Castolon Historic District

2-room adobe structure with a metal ramada over the front doors
Garlick House


Quick Facts
22 miles from the northern end of Ross Maxwell Scenic Drive
The Castolon Historic District represents the largest and most complex example of human history in Big Bend, where the cultures of Mexico and the United States of America met in one rural community along the border.
U.S. National Register of Historic Places, U.S. Historic District, HABS

Benches/Seating, Historical/Interpretive Information/Exhibits, Information Kiosk/Bulletin Board, Parking - Auto, Parking - Bus/RV, Restroom - Accessible, Scenic View/Photo Spot, Toilet - Flush, Trash/Litter Receptacles

The buildings at Castolon are a remnant of Big Bend's pioneer and military history. Castolon experienced a rich cross-cultural mingling, as the Hispanic culture was a melding of Spanish and indigenous peoples of the region. Anglo-American settlers later entered the area, learning survival methods from the previous settlers and forming a bicultural community with the Mexican settlers. These rural families in Big Bend survived in a harsh landscape, compounded by the Mexican Revolution that began in 1910. During this time, bandits from Mexico took advantage of the chaos to raid small border communities, causing some families on both sides of the Rio Grande to abandon their homes.

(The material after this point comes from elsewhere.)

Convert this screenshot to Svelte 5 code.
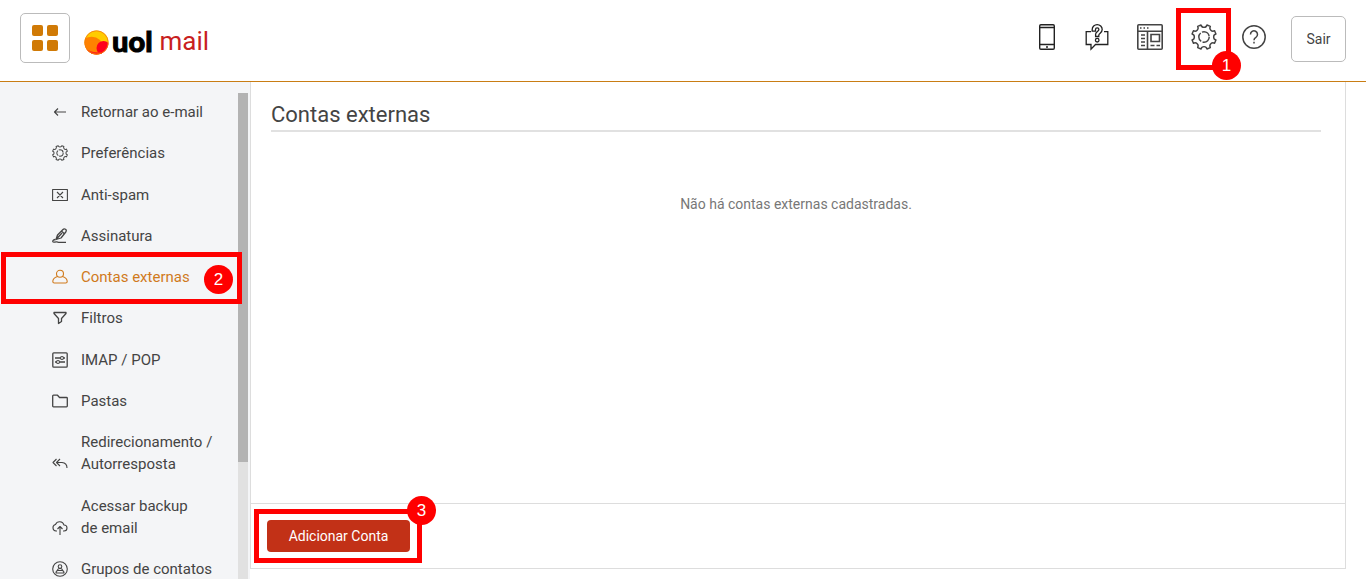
<script>
  const polar = (radius, degrees) => {
    const angle = (degrees * Math.PI) / 180;
    return `${(radius * Math.cos(angle)).toFixed(2)} ${(radius * Math.sin(angle)).toFixed(2)}`;
  };

  // Eight flat teeth separated by round notches, centred on the origin.
  const gearPath =
    Array.from({ length: 8 }, (_, i) => {
      const notch = i * 45;
      const start = `${i ? 'L' : 'M'}${polar(12.8, notch - 14)}`;
      return `${start}A3.2 3.2 0 0 0 ${polar(12.8, notch + 14)}`;
    }).join('') + 'Z';

  const items = [
    { id: 'back', label: 'Retornar ao e-mail' },
    { id: 'gear', label: 'Preferências' },
    { id: 'spam', label: 'Anti-spam' },
    { id: 'sign', label: 'Assinatura' },
    { id: 'user', label: 'Contas externas', active: true, step: 2 },
    { id: 'filter', label: 'Filtros' },
    { id: 'imap', label: 'IMAP / POP' },
    { id: 'folder', label: 'Pastas' },
    { id: 'reply', label: 'Redirecionamento\u00a0/ Autorresposta' },
    { id: 'cloud', label: 'Acessar backup de\u00a0email' },
    { id: 'group', label: 'Grupos de contatos' }
  ];
</script>

<div class="page">
  <header>
    <button class="apps" aria-label="Aplicativos">
      <svg width="26" height="26" viewBox="0 0 26 26" fill="#d07a06">
        <rect width="11" height="11" rx="2" /><rect x="15" width="11" height="11" rx="2" />
        <rect y="15" width="11" height="11" rx="2" /><rect x="15" y="15" width="11" height="11" rx="2" />
      </svg>
    </button>
    <a class="logo" href="#inicio">
      <svg width="25" height="25" viewBox="0 0 25 25">
        <defs><clipPath id="ball"><circle cx="12.5" cy="12.5" r="12" /></clipPath></defs>
        <g clip-path="url(#ball)">
          <rect width="25" height="25" fill="#fc0" />
          <path d="M0 9q9-5 16 1 4 4 2 15H0z" fill="#ff8200" />
          <circle cx="19.500" cy="18" r="7" fill="#ff001c" />
          <path d="M1 18q5 5 16 4v4H1z" fill="#ff2a14" />
        </g>
        <circle cx="12.5" cy="12.5" r="11.7" fill="none" stroke="#f47a10" stroke-width=".8" />
      </svg>
      <span class="uol">uol</span>
      <span class="mail">mail</span>
    </a>
    <div class="actions">
      <div class="tools">
        <button aria-label="Celular">
          <svg width="20" height="28" viewBox="0 0 20 28" fill="none" stroke="#222" stroke-width="1.4">
            <rect x="2.700" y="1.700" width="14.600" height="24.600" rx="1.200" />
            <path d="M3 4.500h14M3 21.500h14" /><path d="M9 24h2" />
          </svg>
        </button>
        <button aria-label="Suporte">
          <svg width="24" height="28" viewBox="0 0 24 28" fill="none" stroke="#222" stroke-width="1.3">
            <path d="M6 8.700H1.200v12.800H6v4.600l4.500-4.600h12.300V8.700H19" />
            <path d="M7.200 8.200V6.600a5 5 0 0 1 10 0c0 3.600-3.400 3.400-3.400 5.600v1.300h-3.200v-2.200c0-2.800 3.300-2.800 3.300-4.700a1.700 1.700 0 0 0-3.400 0v1.600z" />
            <circle cx="12.200" cy="17.200" r="1.800" />
          </svg>
        </button>
        <button aria-label="Layout">
          <svg width="26" height="28" viewBox="0 0 26 28" fill="none" stroke="#444" stroke-width="1.600">
            <rect x=".8" y="1.800" width="24.400" height="24.400" rx="1" />
            <path d="M1 8.300h24M10.500 8v18M14 11.500h8.500v7H14zM13.500 22.500h4M19.500 22.500h3.500M4 12h4M4 15.500h4M4 19h4M4 22.500h4" />
            <path d="M3 5h1.500M6.500 5H8M10 5h1.500" />
          </svg>
        </button>
        <button class="marked" aria-label="Configurações">
          <svg width="26" height="28" viewBox="-13.500 -13.500 27 27" fill="none" stroke="#444" stroke-width="1.500" stroke-linejoin="round">
            <path d={gearPath} />
            <circle r="5.400" stroke-dasharray="9.800 1.510" />
          </svg>
          <span class="frame gear-frame"><span class="step">1</span></span>
        </button>
      </div>
      <button aria-label="Ajuda">
        <svg width="24" height="28" viewBox="0 0 24 28" fill="none" stroke="#444" stroke-width="1.5">
          <circle cx="12" cy="14" r="11.200" />
          <path d="M8.500 11.500a3.500 3.500 0 1 1 5.400 2.800c-1.300.8-1.900 1.400-1.900 3" /><path d="M12 18.800v1.700" />
        </svg>
      </button>
      <button class="exit">Sair</button>
    </div>
  </header>

  <div class="body">
    <aside>
      <nav>
        {#each items as item}
          <a href={'#' + item.id} class:active={item.active}>
            <svg width="16" height="16" viewBox="0 0 16 16" fill="none" stroke="currentColor" stroke-width="1.1" stroke-linejoin="round">
              {#if item.id === 'back'}
                <path d="M14 8H2.500M6 4.500 2.500 8 6 11.500" />
              {:else if item.id === 'gear'}
                <g transform="translate(8 8) scale(.59)" stroke-width="1.700">
                  <path d={gearPath} />
                  <circle r="5.400" stroke-dasharray="9.800 1.510" />
                </g>
              {:else if item.id === 'spam'}
                <path d="M.6 2.500h14.800v11H.6zM5 5l6 6M11 5l-6 6" />
              {:else if item.id === 'sign'}
                <path d="M4 11.500 5.500 7l5.500-5.500q1-1 2.500-.2 1.400 1 .3 2.700L9 10zM4 11.500 10 5M9.500 3l3 3" stroke-width="1.300" />
                <path d="M3.500 11.500q-3 .5-2.700 2c.4 1.500 2.500 0 4 .4s3 .8 4.200.4h5" stroke-width="1.300" />
              {:else if item.id === 'user'}
                <circle cx="8" cy="4.800" r="3.500" />
                <path d="M5.500 7.500C2.500 8.500.8 10 .8 12.500q0 1.500 1.500 1.500h11.400q1.500 0 1.500-1.500c0-2.500-1.700-4-4.700-5" />
              {:else if item.id === 'filter'}
                <path d="M2 2.500h12v1L9.500 8.500v3L6.500 13.500v-5L2 3.500z" stroke-width="1.300" />
              {:else if item.id === 'imap'}
                <rect x=".8" y=".8" width="14.400" height="14.400" rx="1" stroke-width="1.300" />
                <path d="M3 6h5.500M11.500 6H13M3 10h1.500M7.500 10H13" stroke-width="1.300" />
                <circle cx="10" cy="6" r="1.500" /><circle cx="6" cy="10" r="1.500" />
              {:else if item.id === 'folder'}
                <path d="M.7 13V3q0-.8.8-.8h4l2 2.300h7q.8 0 .8.800V13q0 .8-.8.8h-13Q.7 13.800.7 13z" stroke-width="1.300" />
              {:else if item.id === 'reply'}
                <path d="M4.500 3 1 6.500 4.500 10M8 3 4.500 6.500 8 10M4.500 6.500H10q5 .5 5 5.500" />
              {:else if item.id === 'cloud'}
                <path d="M5 11H4a3.300 3.300 0 0 1-.5-6.500A4.500 4.500 0 0 1 12 5a3 3 0 0 1 0 6h-1M8 15V6.500M5.500 9 8 6.500 10.500 9" />
              {:else}
                <circle cx="8" cy="8" r="7.300" /><circle cx="8" cy="5.500" r="1.800" />
                <path d="M5.500 9.500q0-2 2.500-2t2.500 2zM4 12q0-2.500 2-2.500h4q2 0 2 2.500z" />
              {/if}
            </svg>
            <span class="label">{item.label}</span>
            {#if item.step}
              <span class="frame nav-frame"><span class="step">{item.step}</span></span>
            {/if}
          </a>
        {/each}
      </nav>
      <div class="track"><div class="thumb"></div></div>
    </aside>

    <main>
      <section>
        <h1>Contas externas</h1>
        <p>Não há contas externas cadastradas.</p>
      </section>
      <footer>
        <div class="marked">
          <button class="add">Adicionar Conta</button>
          <span class="frame add-frame"><span class="step">3</span></span>
        </div>
      </footer>
    </main>
  </div>
</div>

<style>
  :global(body) { margin: 0; background: #fff; }
  .page {
    display: flex;
    flex-direction: column;
    height: 100vh;
    overflow: hidden;
    color: #444;
    font-family: Roboto, "Open Sans", sans-serif;
  }
  button { font: inherit; color: inherit; background: none; border: 0; padding: 0; cursor: pointer; }
  svg { display: block; flex: none; }
  a { color: inherit; text-decoration: none; }
  header {
    display: flex;
    align-items: flex-start;
    padding: 13px 20px 12px;
    border-bottom: 1px solid #c97d14;
  }
  .apps {
    display: grid;
    place-items: center;
    width: 50px;
    height: 50px;
    border: 1px solid #bbb;
    border-radius: 5px;
  }
  .logo { display: flex; align-items: center; height: 56px; margin-left: 14px; }
  .logo svg { margin-top: 2px; }
  .uol {
    margin-left: 3px;
    font: 900 29px/32px Lato, sans-serif;
    color: #000;
    -webkit-text-stroke: 1px #000;
  }
  .mail { margin-left: 7px; font: 400 26px/32px Roboto, sans-serif; color: #c81f1f; }
  .actions { display: flex; align-items: center; gap: 25px; margin: 3px 0 0 auto; }
  .actions svg { margin-top: -4px; }
  .tools { display: flex; gap: 28px; }
  .exit {
    width: 55px;
    height: 46px;
    border: 1px solid #bbb;
    border-radius: 5px;
    font-size: 14px;
  }
  .body { display: flex; flex: 1; min-height: 0; }
  aside { display: flex; width: 250px; flex: none; background: #f4f5f7; }
  nav {
    display: flex;
    flex-direction: column;
    justify-content: space-between;
    flex: 1;
    margin: 19px 0 -1px;
    font-size: 15px;
    line-height: 22px;
  }
  nav a { position: relative; display: flex; align-items: flex-end; gap: 13px; padding: 0 20px 0 52px; }
  nav svg { margin-bottom: 3px; }
  .active { color: #d07a1c; }
  .track { width: 10px; margin: 11px 2px 0 0; background: #e1e1e1; }
  .thumb { height: 76%; background: #b3b3b3; }
  main {
    display: flex;
    flex-direction: column;
    flex: 1;
    margin: 0 20px 10px 0;
    border: 1px solid #ddd;
    border-top: 0;
  }
  section { flex: 1; padding: 18px 24px 0 20px; }
  h1 {
    margin: 0;
    border-bottom: 2px solid #e1e1e1;
    font-size: 22px;
    font-weight: 400;
    line-height: 30px;
  }
  p { margin: 62px 0 0; text-align: center; font-size: 14px; line-height: 20px; color: #777; }
  footer { display: flex; padding: 16px; border-top: 1px solid #ddd; }
  .marked { position: relative; }
  .add {
    width: 143px;
    height: 32px;
    border-radius: 4px;
    background: #c23117;
    color: #fff;
    font-size: 14px;
  }
  .frame { position: absolute; z-index: 1; box-sizing: border-box; border: 5px solid #f00; pointer-events: none; }
  .step {
    position: absolute;
    width: 29px;
    height: 29px;
    border-radius: 50%;
    background: #f00;
    color: #fff;
    font: 17px/29px "Liberation Sans", Arial, sans-serif;
    text-align: center;
  }
  .gear-frame { inset: -19px -14px -19px -15px; }
  .gear-frame .step { right: -15px; bottom: -15px; }
  .nav-frame { inset: -14px -4px -16px 1px; }
  .nav-frame .step { right: 4px; top: 8px; }
  .add-frame { inset: -11px -12px -11px -13px; }
  .add-frame .step { right: -19px; top: -18px; }
</style>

A raid on Glenn Springs in 1916 convinced the War Department that federal intervention was necessary for the safety of border communities. Thousands of soldiers were dispatched throughout the Big Bend area. Camp Santa Helena was established at present-day Castolon by U.S. Army troops of the 5th, 6th and 8th cavalries. Initially a series of tents, work began on a permanent post in 1919, with the first structures completed in 1920. The Mexican Revolution ended in late 1920 and the troops were reassigned elsewhere. The newly completed buildings saw minimal military use. In 1925, La Harmonia Company purchased the abandoned military buildings. La Harmonia Store was moved into the barracks building and an official post office was added to the store's services. The post office closed in 1954. La Harmonia Company was vital to the existence of individual ranchers and the farming families living in the remote villages of Castolon, La Coyota, El Ojito, and Terlingua de Abajo. The store remained in business until 1961, when La Harmonia Company holdings were incoporated into Big Bend National Park.

Tragedy struck on May 22, 2019, when a fire in Mexico to jumped the Rio Grande. With temperatures around 110 degrees Fahrenheit, the fire spread quickly and showered embers on the shade structures of La Harmonia Store and the historic latrine. Despite valient efforts, structural and wildland fire crews could not safely extinguish the fire before both buildings suffered extensive damage. Luckily, firefighters saved many other buildings, artifacts, vital utilities, and nearby Cottonwood Campground. Although damaged, the buildings remain a rich remnant of Big Bend's pioneer and military past. The National Park Service is consulting with adobe experts, historic architects, and structural engineers to determine whether these structures can be salvaged or rehabilitated. A temporary restroom and concession was added to the area. The visitor center is now housed in the historic Garlick House.